:: Given instruction ::
Go through the lines below. Copy those with "this".

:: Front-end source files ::
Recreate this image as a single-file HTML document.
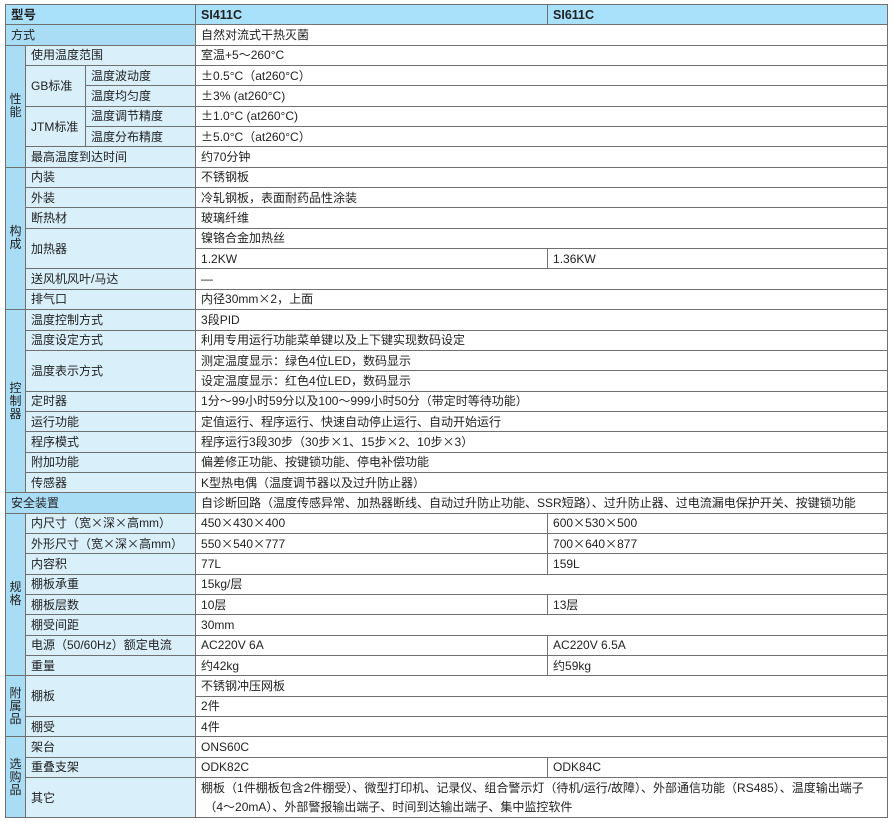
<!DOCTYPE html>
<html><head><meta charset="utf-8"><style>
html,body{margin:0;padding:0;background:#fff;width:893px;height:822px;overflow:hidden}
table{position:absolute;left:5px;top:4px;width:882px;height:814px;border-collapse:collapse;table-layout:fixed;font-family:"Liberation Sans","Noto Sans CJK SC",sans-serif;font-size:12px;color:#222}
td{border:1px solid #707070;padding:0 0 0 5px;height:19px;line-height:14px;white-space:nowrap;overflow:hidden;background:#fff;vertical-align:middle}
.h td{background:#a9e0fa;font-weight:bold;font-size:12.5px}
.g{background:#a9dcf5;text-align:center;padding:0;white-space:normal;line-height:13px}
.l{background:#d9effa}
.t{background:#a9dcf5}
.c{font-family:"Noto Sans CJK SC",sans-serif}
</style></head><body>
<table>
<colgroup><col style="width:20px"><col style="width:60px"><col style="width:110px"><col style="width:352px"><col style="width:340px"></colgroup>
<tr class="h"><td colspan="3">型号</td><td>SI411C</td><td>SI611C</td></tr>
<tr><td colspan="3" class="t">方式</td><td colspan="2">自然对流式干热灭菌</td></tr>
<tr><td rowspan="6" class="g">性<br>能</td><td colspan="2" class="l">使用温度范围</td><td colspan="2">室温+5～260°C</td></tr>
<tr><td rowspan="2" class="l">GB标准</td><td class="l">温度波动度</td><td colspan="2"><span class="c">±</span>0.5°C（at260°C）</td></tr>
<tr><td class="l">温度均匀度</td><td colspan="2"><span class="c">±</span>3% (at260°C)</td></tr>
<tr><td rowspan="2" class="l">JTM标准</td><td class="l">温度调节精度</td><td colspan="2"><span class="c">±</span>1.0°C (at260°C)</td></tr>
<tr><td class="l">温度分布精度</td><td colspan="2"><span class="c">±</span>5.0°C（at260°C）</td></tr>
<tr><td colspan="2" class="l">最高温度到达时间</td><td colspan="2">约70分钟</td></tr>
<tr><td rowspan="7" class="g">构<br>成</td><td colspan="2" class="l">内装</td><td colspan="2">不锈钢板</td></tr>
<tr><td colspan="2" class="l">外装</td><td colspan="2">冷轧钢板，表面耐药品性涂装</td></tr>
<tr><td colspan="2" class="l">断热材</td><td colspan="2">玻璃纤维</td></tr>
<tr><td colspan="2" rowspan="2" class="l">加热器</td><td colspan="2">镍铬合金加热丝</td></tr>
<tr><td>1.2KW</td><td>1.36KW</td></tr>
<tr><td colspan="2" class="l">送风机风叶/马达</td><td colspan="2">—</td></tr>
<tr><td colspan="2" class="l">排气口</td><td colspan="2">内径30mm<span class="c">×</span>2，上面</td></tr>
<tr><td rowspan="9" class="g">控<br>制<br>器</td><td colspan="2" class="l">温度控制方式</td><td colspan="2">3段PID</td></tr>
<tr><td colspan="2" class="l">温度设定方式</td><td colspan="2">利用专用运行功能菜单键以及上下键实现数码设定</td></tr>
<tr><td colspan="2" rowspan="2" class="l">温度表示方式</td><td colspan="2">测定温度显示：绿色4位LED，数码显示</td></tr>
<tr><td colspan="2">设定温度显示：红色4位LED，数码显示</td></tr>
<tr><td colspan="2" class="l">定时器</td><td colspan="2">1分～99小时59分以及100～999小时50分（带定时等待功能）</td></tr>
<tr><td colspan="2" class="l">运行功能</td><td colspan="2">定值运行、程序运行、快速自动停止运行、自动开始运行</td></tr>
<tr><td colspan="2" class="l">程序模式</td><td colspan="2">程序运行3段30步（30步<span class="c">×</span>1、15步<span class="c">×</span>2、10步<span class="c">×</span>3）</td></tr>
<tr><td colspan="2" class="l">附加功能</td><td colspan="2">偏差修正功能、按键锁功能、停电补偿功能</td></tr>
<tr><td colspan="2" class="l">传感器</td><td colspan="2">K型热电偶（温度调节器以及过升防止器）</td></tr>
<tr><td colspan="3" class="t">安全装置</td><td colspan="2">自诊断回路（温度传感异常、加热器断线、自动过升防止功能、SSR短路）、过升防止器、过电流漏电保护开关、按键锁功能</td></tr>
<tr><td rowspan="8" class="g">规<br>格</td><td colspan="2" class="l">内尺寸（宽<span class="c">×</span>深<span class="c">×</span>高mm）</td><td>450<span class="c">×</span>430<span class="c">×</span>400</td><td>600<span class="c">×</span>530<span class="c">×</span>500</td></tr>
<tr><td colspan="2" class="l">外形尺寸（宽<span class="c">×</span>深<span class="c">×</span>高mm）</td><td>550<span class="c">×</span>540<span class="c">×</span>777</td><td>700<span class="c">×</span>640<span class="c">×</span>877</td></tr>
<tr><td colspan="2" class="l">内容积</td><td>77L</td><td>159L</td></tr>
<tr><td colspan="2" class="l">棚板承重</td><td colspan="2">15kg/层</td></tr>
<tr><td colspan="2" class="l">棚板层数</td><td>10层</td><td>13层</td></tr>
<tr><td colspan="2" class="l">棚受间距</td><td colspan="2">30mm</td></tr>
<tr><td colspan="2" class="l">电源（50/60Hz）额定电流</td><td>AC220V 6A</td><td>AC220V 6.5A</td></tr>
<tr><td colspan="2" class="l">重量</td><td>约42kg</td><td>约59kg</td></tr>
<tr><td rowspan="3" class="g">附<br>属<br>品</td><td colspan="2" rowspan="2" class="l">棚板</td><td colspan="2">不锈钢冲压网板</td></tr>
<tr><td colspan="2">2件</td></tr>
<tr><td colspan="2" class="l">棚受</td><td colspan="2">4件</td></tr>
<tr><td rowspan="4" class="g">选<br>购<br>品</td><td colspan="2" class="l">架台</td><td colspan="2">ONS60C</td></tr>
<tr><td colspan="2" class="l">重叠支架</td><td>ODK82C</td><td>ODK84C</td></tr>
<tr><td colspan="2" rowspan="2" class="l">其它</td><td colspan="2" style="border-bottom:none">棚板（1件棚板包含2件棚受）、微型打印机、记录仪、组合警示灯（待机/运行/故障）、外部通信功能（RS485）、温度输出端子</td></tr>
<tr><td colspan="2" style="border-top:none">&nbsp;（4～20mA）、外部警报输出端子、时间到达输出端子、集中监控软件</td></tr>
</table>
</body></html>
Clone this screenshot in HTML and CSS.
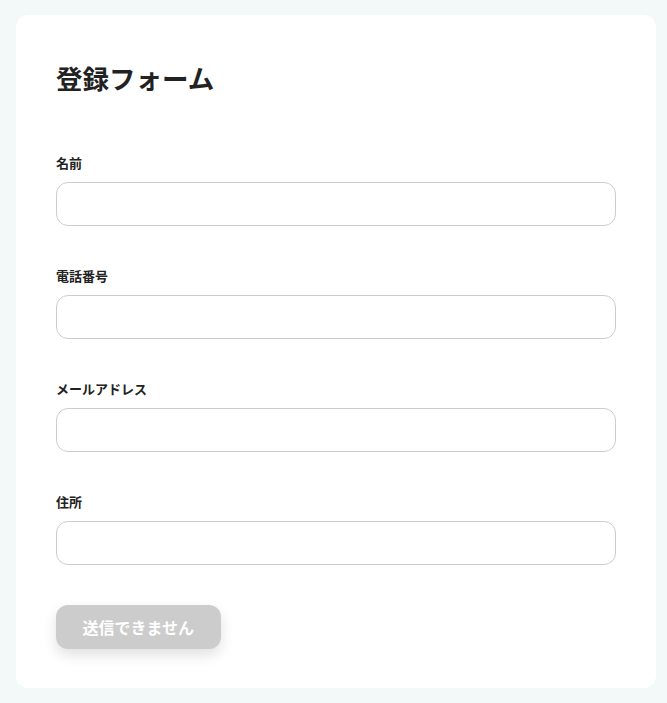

:: The reply ::
Recreate this image as a single-file HTML document.
Clone this screenshot in HTML and CSS.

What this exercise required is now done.